Even with the generous assumption that state benefits would rise at 6.4% above earnings for each year they are deferred, the headline cases make for shocking reading. A high-earning 27 year old, with average earnings of £43,680 who retired at 68 would only get 21% of his average earnings if he relied on state benefits alone. His alternative would be working on until he was 86. A worker aged 54, in the same circumstances, would either have to work on until 80, or else contribute 50% of his salary to a pension pot – not exactly a realistic prospect. How many people are likely to be in this situation or something like it? Using Association of British Insurers’ figures, Standard Life suggests a third of the working population – 10 million people – have not saved anything towards retirement.
What this implies is that there will be a growing pressure from employees – even from many of those currently within pension schemes – to defer retirement for as long as possible. And this brings us straight into the vexed area of age discrimination and the default retirement age (DRA) – currently 65 in the UK.
The current situation in the UK is widely held to be confusing to employers and employees alike, with heavily bureaucratic procedures to be followed and discrimination tribunals lying in wait for those who get it wrong. For example, Personneltoday.com quotes the case of Plewes vs Adams Pork Produce Ltd where an employee’s contract required him to retire the day before his 65th birthday. This single day’s difference between 65 and 64 plus 364 days cost Adams more than £36,000 when a tribunal found they had discriminated against Plewes by forcing him to retire below the age of 65. There have been other high-profile age-discrimination revelations, including UK television presenter Selina Scott’s rumoured £250,000 settlement with Channel 5, and the news, reported by The Daily Telegraph in March, that two judges were suing the Ministry of Justice on age discrimination grounds.
Within the UK, there is growing pressure to relieve some of the confusion by abolishing the DRA altogether. The UK government had proposed to review the DRA in 2011, but announced, on 13 July this year, that this would be brought forward to 2010.
The existence of the DRA has already been challenged in the European Court of Justice, which returned it to the High Court in London. The court’s judgment emerged during the third week of September, and found that the DRA was legitimate for the present. However, the judge made it clear that he would have ruled against the default age of 65 if the government had not made its recent announcement, and said: ‘I cannot presently see how 65 could remain as a DRA after the review’.

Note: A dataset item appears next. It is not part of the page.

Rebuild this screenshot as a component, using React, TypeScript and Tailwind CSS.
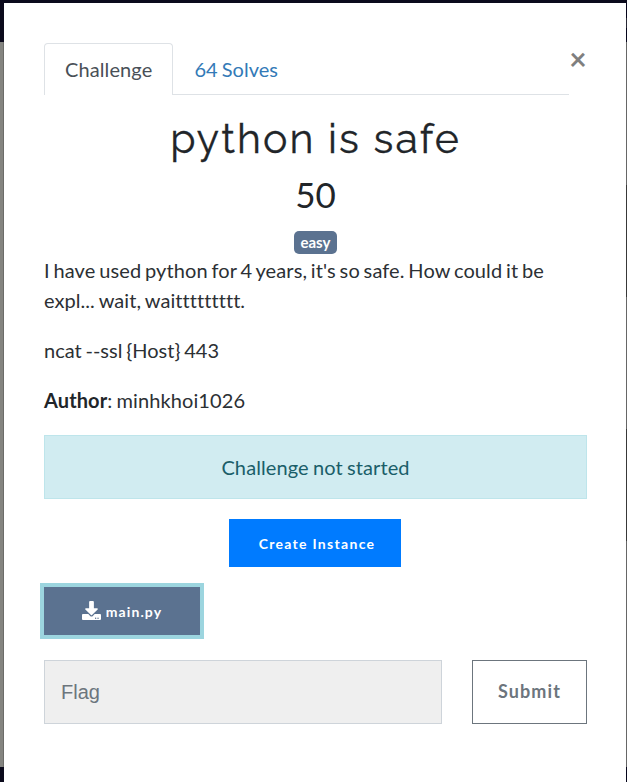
import { FaDownload } from "react-icons/fa";

function LeftEdge() {
  return (
    <div className="flex w-1 shrink-0 flex-col bg-[#0b0a1c]">
      <div className="h-[39px]" />
      <div className="h-[725px] border-r border-[#6c6c69] bg-[#848480]" />
    </div>
  );
}

function RightEdge() {
  return (
    <div className="flex w-px shrink-0 flex-col bg-[#05041a]">
      <div className="h-[15px]" />
      <div className="h-[10px] bg-[#282834]" />
      <div className="h-[14px]" />
      <div className="h-[143px] bg-[#666666]" />
      <div className="h-[112px] bg-[#383838]" />
      <div className="h-[132px] bg-[#666666]" />
      <div className="h-[112px] bg-[#383838]" />
      <div className="h-[226px] bg-[#666666]" />
    </div>
  );
}

function Tabs() {
  return (
    <div className="flex h-[52px] w-[543px] items-start">
      <div className="flex h-[52px] w-[525px] shrink-0">
        <div className="h-[52px] w-[129px] rounded-t border border-b-0 border-[#dee2e6] pt-[10px] pl-5 tracking-[0.1px] text-[#495057]">
          Challenge
        </div>
        <div className="flex-1 border-b border-[#dee2e6] pt-[11px] pl-[21.5px] [word-spacing:-1px] text-[#337ab7]">
          64 Solves
        </div>
      </div>
      <button
        aria-label="Close"
        className="h-[30px] w-[18px] text-center text-[30px] leading-[30px] font-bold text-[#7f7f7f]"
      >
        ×
      </button>
    </div>
  );
}

export default function App() {
  return (
    <div className="flex h-[782px] w-[627px] flex-col overflow-hidden bg-[#0b0a1c] pt-[3px] font-['Lato',sans-serif] text-[20px] leading-[30px] text-[#212529]">
      <div className="flex flex-1">
        <LeftEdge />
        <main className="w-[622px] bg-white px-10 pt-10">
          <Tabs />
          <div className="w-[543px]">
            <h2 className="mt-5 text-center font-['Raleway','Lato',sans-serif] text-[41px] leading-[48px] tracking-[2.1px] [-webkit-text-stroke:0.3px_#212529]">
              python is safe
            </h2>
            <h3 className="mt-[7px] text-center text-[35px] leading-[48px]">50</h3>
            <div className="mt-[13px] flex h-6 justify-center">
              <span className="h-[23px] w-[43px] rounded-[5px] bg-[#5b7290] text-center text-[15px] leading-[23px] font-bold text-white">
                easy
              </span>
            </div>
            <p className="text-[#2c3034]">
              <span className="tracking-[0.12px] [word-spacing:-1.5px]">
                I have used python for 4 years, it's so safe. How could it be
              </span>
              <br />
              <span className="tracking-[0.06px] [word-spacing:-1px]">expl... wait, waittttttttt.</span>
            </p>
            <p className="mt-5 [word-spacing:-1.3px] text-[#2c3034]">ncat --ssl &#123;Host&#125; 443</p>
            <p className="mt-5 tracking-[0.1px] [word-spacing:-1px] text-[#2c3034]">
              <strong className="font-bold text-[#212529]">Author</strong>: minhkhoi1026
            </p>
            <div className="mt-5 h-16 border border-[#bee5eb] bg-[#d1ecf1] pt-4 text-center tracking-[0.1px] [word-spacing:-1px] text-[#1a5e69]">
              Challenge not started
            </div>
            <div className="mt-5 flex justify-center pr-px">
              <button className="h-12 w-[172px] bg-[#007bff] pt-0.5 pl-1 text-[14px] font-bold tracking-[1.3px] text-white">
                Create Instance
              </button>
            </div>
            <button className="mt-5 flex h-12 w-[156px] items-center justify-center gap-[5px] bg-[#5b7290] text-[14px] font-bold tracking-[1.1px] text-white ring-4 ring-[#9cd5df]">
              <FaDownload size={19} className="-mt-0.5" />
              <span className="pt-0.5">main.py</span>
            </button>
            <div className="mt-[25px] flex justify-between">
              <input
                placeholder="Flag"
                className="h-16 w-[398px] border border-[#ced4da] bg-[#efefef] px-4 font-['Liberation_Sans',sans-serif] text-[20px] placeholder:text-[#6c757d]"
              />
              <button className="h-16 w-[115px] border border-[#6c757d] pb-0.5 text-[18px] font-bold tracking-[1.1px] text-[#6c757d]">
                Submit
              </button>
            </div>
          </div>
        </main>
        <RightEdge />
      </div>
    </div>
  );
}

Those who defend having a default retirement age largely do so on the grounds that it is convenient to both employee and employer. In a press release on 16 July, the Confederation of British Industry (CBI) commented: ‘The two main benefits of having a default retirement age are that it helps staff think about when it is right to retire, and helps employers plan more confidently for the future.’
The CBI added that its research showed that 81% of those asking to work on beyond 65 had their request granted. In other words, if it ain’t broke, don’t fix it. This stance was labelled ‘an excuse for bad management’ in a January debate in the House of Lords.
In Britain, the chief lobby group for the abolition of the DRA is the Employers Forum on Age (EFA). Reacting to the news that the government was bringing forward its review, Denise Keating their chief executive, said: ‘We are absolutely delighted that the government has finally listened to reason and taken action to tackle an archaic system which allows the enforced retirement of people simply because of their age … In an ageing society, and as recession begins to bite, we can no longer afford a culture of early retirement. It is vital that this anomaly in the age discrimination legislation is removed, as it will help deliver the massive cultural shift which is needed to stop people being stereotyped by age.’
One of the founder members of the EFA is B&Q, the giant do-it-yourself chain. Back in 1990, recognising the demographic risk, they opened a store in Macclesfield staffed entirely by over-50s, as an experiment to test common assumptions about the desirability of a young workforce. After a year, they benchmarked the Macclesfield store against four others and found that staff turnover was six times lower, there was 39% less absenteeism, and profits were 18% higher. In 1999 they removed all restrictions on retirement age.
Companies, such as B&Q, which have decided to do without a default retirement age claim that many of the perceived difficulties simply do not exist. People still want to retire, they say, but the absence of a DRA leaves them the choice of exactly when to do it. Managing the workforce certainly requires a different mindset – but what is wrong with a challenge to managers?
In mainland Europe the subject is also a topic of intense debate. In June of this year, President Sarkozy announced that ‘all options will be examined’ – raising fears that the cherished French retirement age of 60 was for the chop. Germany has already agreed to increase its retirement age in stages to 67. Interestingly, a Financial Times/Harris poll carried out in May found that 71% of Germans and over 50% of French and Spanish opposed the idea of working beyond pensionable age, while 66% of Americans, 61% of the British and 59% of Italians were in favour of the idea.
Companies who have grasped the nettle of the demographic risk and have decided to do without a DRA consider themselves pioneers of what will become inevitable. Risk managers should decide whether they are right.